**Written task**: Skip the pictures and quote all of the lines exactly.

--- Start Recorded data ---

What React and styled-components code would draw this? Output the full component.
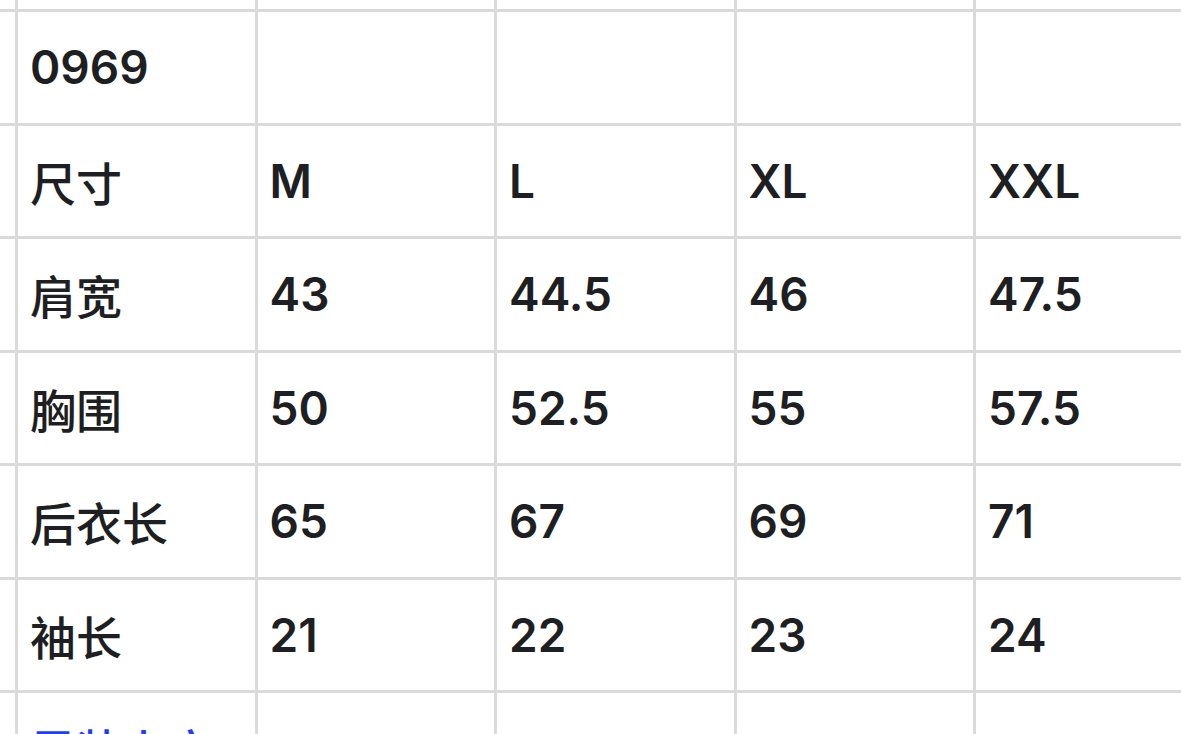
import styled, { createGlobalStyle } from 'styled-components';

const GlobalStyle = createGlobalStyle`
  html, body {
    margin: 0;
    padding: 0;
    background: #ffffff;
    overflow: hidden;
  }
  body {
    font-family: Inter, "Noto Sans CJK SC", sans-serif;
  }
`;

const rows = [
  { head: '', cells: ['', '', '', ''], partial: true },
  { head: '0969', cells: ['', '', '', ''] },
  { head: '尺寸', cells: ['M', 'L', 'XL', 'XXL'] },
  { head: '肩宽', cells: ['43', '44.5', '46', '47.5'] },
  { head: '胸围', cells: ['50', '52.5', '55', '57.5'] },
  { head: '后衣长', cells: ['65', '67', '69', '71'] },
  { head: '袖长', cells: ['21', '22', '23', '24'] },
  { head: '男装上衣', cells: ['', '', '', ''], link: true },
];

const Sheet = styled.div`
  display: grid;
  grid-template-columns: 18px repeat(5, 239.5px);
  grid-auto-rows: 113.5px;
  grid-template-rows: 12px;
  width: max-content;
  height: 734px;
  overflow: hidden;
`;

const Cell = styled.div`
  box-sizing: border-box;
  border-right: 3px solid #dadada;
  border-bottom: 3px solid #dadada;
  display: flex;
  align-items: center;
  padding-left: 12px;
  font-size: 46px;
  font-weight: ${(p) => (p.$cjk ? 500 : 600)};
  color: ${(p) => (p.$link ? '#1f3ff0' : '#1d1f22')};
  white-space: nowrap;
  overflow: hidden;
`;

const Stub = styled.div`
  box-sizing: border-box;
  border-right: 3px solid #dadada;
  border-bottom: 3px solid #dadada;
`;

export default function App() {
  return (
    <>
      <GlobalStyle />
      <Sheet>
        {rows.map((row, i) => (
          <Row key={i} row={row} />
        ))}
      </Sheet>
    </>
  );
}

const isCjk = (s) => /[\u4e00-\u9fff]/.test(s);

function Row({ row }) {
  if (row.partial) {
    return (
      <>
        <Stub />
        <Stub />
        <Stub />
        <Stub />
        <Stub />
        <Stub />
      </>
    );
  }
  return (
    <>
      <Stub />
      <Cell $link={row.link} $cjk={isCjk(row.head)}>{row.head}</Cell>
      {row.cells.map((c, j) => (
        <Cell key={j}>{c}</Cell>
      ))}
    </>
  );
}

--- End Recorded data ---

**Finished answer**:
What React and styled-components code would draw this? Output the full component.
import styled, { createGlobalStyle } from 'styled-components';

const GlobalStyle = createGlobalStyle`
  html, body {
    margin: 0;
    padding: 0;
    background: #ffffff;
    overflow: hidden;
  }
  body {
    font-family: Inter, "Noto Sans CJK SC", sans-serif;
  }
`;

const rows = [
  { head: '', cells: ['', '', '', ''], partial: true },
  { head: '0969', cells: ['', '', '', ''] },
  { head: '尺寸', cells: ['M', 'L', 'XL', 'XXL'] },
  { head: '肩宽', cells: ['43', '44.5', '46', '47.5'] },
  { head: '胸围', cells: ['50', '52.5', '55', '57.5'] },
  { head: '后衣长', cells: ['65', '67', '69', '71'] },
  { head: '袖长', cells: ['21', '22', '23', '24'] },
  { head: '男装上衣', cells: ['', '', '', ''], link: true },
];

const Sheet = styled.div`
  display: grid;
  grid-template-columns: 18px repeat(5, 239.5px);
  grid-auto-rows: 113.5px;
  grid-template-rows: 12px;
  width: max-content;
  height: 734px;
  overflow: hidden;
`;

const Cell = styled.div`
  box-sizing: border-box;
  border-right: 3px solid #dadada;
  border-bottom: 3px solid #dadada;
  display: flex;
  align-items: center;
  padding-left: 12px;
  font-size: 46px;
  font-weight: ${(p) => (p.$cjk ? 500 : 600)};
  color: ${(p) => (p.$link ? '#1f3ff0' : '#1d1f22')};
  white-space: nowrap;
  overflow: hidden;
`;

const Stub = styled.div`
  box-sizing: border-box;
  border-right: 3px solid #dadada;
  border-bottom: 3px solid #dadada;
`;

export default function App() {
  return (
    <>
      <GlobalStyle />
      <Sheet>
        {rows.map((row, i) => (
          <Row key={i} row={row} />
        ))}
      </Sheet>
    </>
  );
}

const isCjk = (s) => /[\u4e00-\u9fff]/.test(s);

function Row({ row }) {
  if (row.partial) {
    return (
      <>
        <Stub />
        <Stub />
        <Stub />
        <Stub />
        <Stub />
        <Stub />
      </>
    );
  }
  return (
    <>
      <Stub />
      <Cell $link={row.link} $cjk={isCjk(row.head)}>{row.head}</Cell>
      {row.cells.map((c, j) => (
        <Cell key={j}>{c}</Cell>
      ))}
    </>
  );
}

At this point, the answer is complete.